Posterior predictive one dataset per sample or block of samples?

Let’s say we have a given dataset with 20 observations and we’ve fit a mixed-effects model, producing 2000 posterior samples. We want to generate 100 datasets of the same size as the given dataset for comparison.

Do we need to

  1. take 100 of the 2000 samples (discarding the remaining 1900), and generate a single 20-obs dataset per sample, including drawing multiple random-effect levels from that single posterior sample, or

  2. can we draw a single observation per sample for each of the 2000 samples, drawing only a single level per sample, and aggregate a 20-obs dataset by combining each block of 20 separate samples, resulting in 100 datasets?

If you have access, you might want to take a look at chapter 12 of @richard_mcelreath 's book, Statistical Rethinking. The last section of the chapter covers posterior predictions for multilevel / mixed effects models. If you don’t have access, you can also check out this lecture on the author’s YouTube which covers chapter 12. Looks like posterior predictions starts around 50 minutes

Edit: looks like the book sample includes chapter 12

2 Likes

I think my question was too ambiguous. I want to reduce the given dataset down to a single number (summary statistic) by applying some function to the responses, such as mean, max, min, median, etc. I also want to apply the same function to the responses of each of the 100 datasets drawn from the posterior. I want to do this by sampling new random-effects levels (or in McElreath’s words “clusters”). Then I want to compare the summary statistic obtained from the given dataset to the summary statistics obtained from the 100 datasets drawn from the posterior.

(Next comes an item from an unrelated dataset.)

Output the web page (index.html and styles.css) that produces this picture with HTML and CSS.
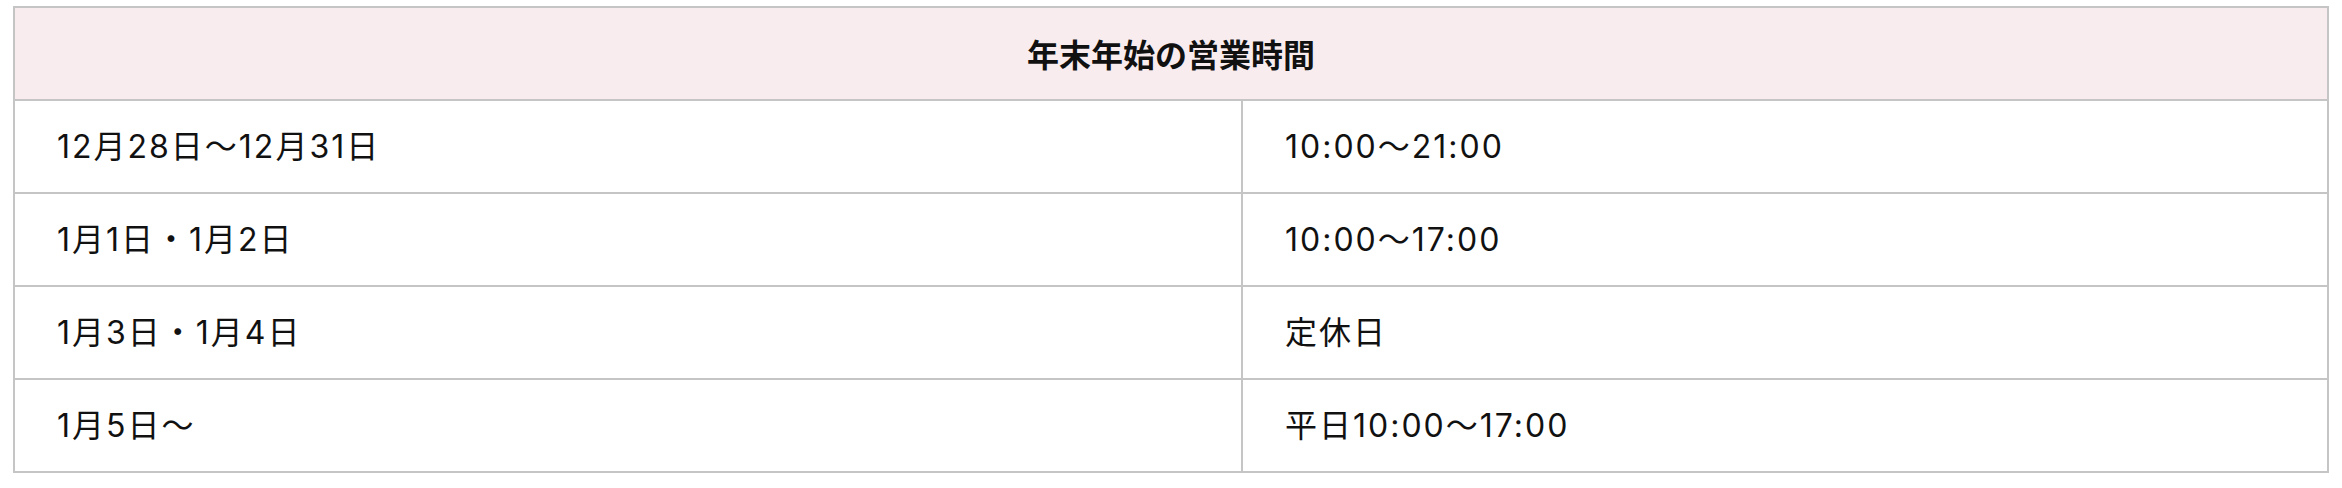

Neither McElreath’s lecture nor Chapter 12 of his book addresses the question I have. I’m not asking about the difference between sampling the average cluster or sampling a new cluster (i.e. not just the difference between sections 12.4.1 and 12.4.2). My question relates to sampling a new cluster, and the difference between two ways of doing that. That is, can a dataset drawn using multiple posterior samples replace a dataset drawn using only a single posterior sample, if we draw 100 such datasets to compare against a given dataset via their summary statistics?